BAB VIII PEMBERDAYAAN PETERNAK DAN USAHA DI BIDANG PETERNAKAN DAN KESEHATAN HEWAN Pasal 76 (1) Pemberdayaan peternak, usaha di bidang peternakan, dan usaha di bidang kesehatan hewan dilakukan dengan memberikan kemudahan bagi kemajuan usaha di bidang peternakan dan kesehatan hewan serta peningkatan daya saing. (2) Kemudahan sebagaimana dimaksud pada ayat (1) meliputi: a. pengaksesan sumber pembiayaan, permodalan, ilmu pengetahuan dan teknologi, serta informasi; b. pelayanan peternakan, pelayanan kesehatan hewan, dan bantuan teknik; c. penghindaran pengenaan biaya yang menimbulkan ekonomi biaya tinggi; d. pembinaan kemitraan dalam meningkatkan sinergi antarpelaku usaha; e. penciptaan iklim usaha yang kondusif dan/atau meningkatan kewirausahaan; f. pengutamaan pemanfaatan sumber daya peternakan dan kesehatan hewan dalam negeri; g. pemfasilitasan terbentuknya kawasan pengembangan usaha peternakan; h. pemfasilitasan pelaksanaan promosi dan pemasaran; dan/atau i. perlindungan harga dan produk hewan dari luar negeri. (3) Pemerintah dan pemerintah daerah bersama pemangku kepentingan di bidang peternakan dan kesehatan hewan melakukan pemberdayaan peternak guna meningkatkan kesejahteraan peternak.
29
(4) Pemerintah dan pemerintah daerah mendorong dan memfasilitasi pengembangan produk hewan yang ditetapkan sebagai bahan pangan pokok strategis dalam mewujudkan ketahanan pangan. (5) Ketentuan lebih lanjut mengenai kemudahan sebagaimana dimaksud pada ayat (1) dan ayat (2) diatur dengan atau berdasarkan Peraturan Pemerintah. Pasal 77 (1) Pemerintah dan pemerintah daerah melindungi peternak dari perbuatan yang mengandung unsur pemerasan oleh pihak lain untuk memperoleh pendapatan yang layak. (2) Pemerintah dan pemerintah daerah mencegah penyalahgunaan kebijakan di bidang permodalan dan/atau fiskal yang ditujukan untuk pemberdayaan peternak, perusahaan peternakan, dan usaha kesehatan hewan. (3) Pemerintah dan pemerintah daerah mencegah penyelenggaraan kemitraan usaha di bidang peternakan dan kesehatan hewan yang menyebabkan terjadinya eksploitasi yang merugikan peternak dan masyarakat.

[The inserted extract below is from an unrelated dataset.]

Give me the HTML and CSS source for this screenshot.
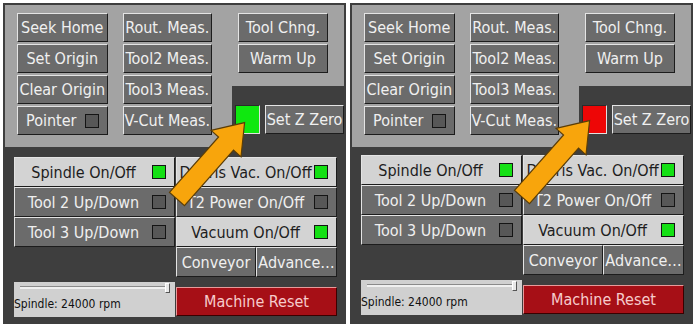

BAB IX PENGEMBANGAN SUMBER DAYA MANUSIA Pasal 78 (1) Sumber daya manusia di bidang peternakan dan kesehatan hewan meliputi aparat Pemerintah, Pemerintah Daerah, pelaku usaha, dan semua pihak yang terkait dengan bidang peternakan dan kesehatan hewan. (2) Sumber daya manusia di bidang peternakan dan kesehatan hewan sebagaimana dimaksud pada ayat (1) perlu ditingkatkan dan dikembangkan kualitasnya untuk lebih meningkatkan keterampilan, keprofesionalan, kemandirian, dedikasi, dan akhlak mulia. (3) Pengembangan kualitas sumber daya manusia di bidang peternakan dan kesehatan hewan dilaksanakan dengan cara: a. pendidikan dan pelatihan; b. penyuluhan; dan/atau c. pengembangan lainnya dengan memerhatikan kebutuhan kompetensi kerja, budaya masyarakat, serta sesuai dengan perkembangan ilmu pengetahuan dan teknologi. (4) Pemerintah dan pemerintah daerah melalui institusi pendidikan dan dunia usaha memfasilitasi dan mengembangkan pendidikan dan pelatihan serta penyuluhan yang berkaitan dengan penyediaan sumber daya manusia yang kompeten di bidang peternakan dan kesehatan hewan. (5) Pemerintah dan pemerintah daerah menyelenggarakan penyuluhan peternakan dan kesehatan hewan serta mendorong dan membina peran serta masyarakat untuk melaksanakan peternakan dan kesehatan hewan yang baik.
30
(6) Pemerintah dan pemerintah daerah menyelenggarakan penyuluhan dan pendidikan publik di bidang peternakan dan kesehatan hewan melalui upaya peningkatan kesadaran gizi masyarakat dalam mengonsumsi produk hewan yang aman, sehat, utuh, dan halal. (7) Pemerintah mengembangkan dan memfasilitasi berbagai cara pengembangan sumber daya manusia di bidang peternakan dan kesehatan hewan sebagaimana dimaksud pada ayat (3). (8) Ketentuan lebih lanjut mengenai cara pengembangan kualitas sumber daya manusia sebagaimana dimaksud pada ayat (3) huruf c diatur dengan Peraturan Menteri.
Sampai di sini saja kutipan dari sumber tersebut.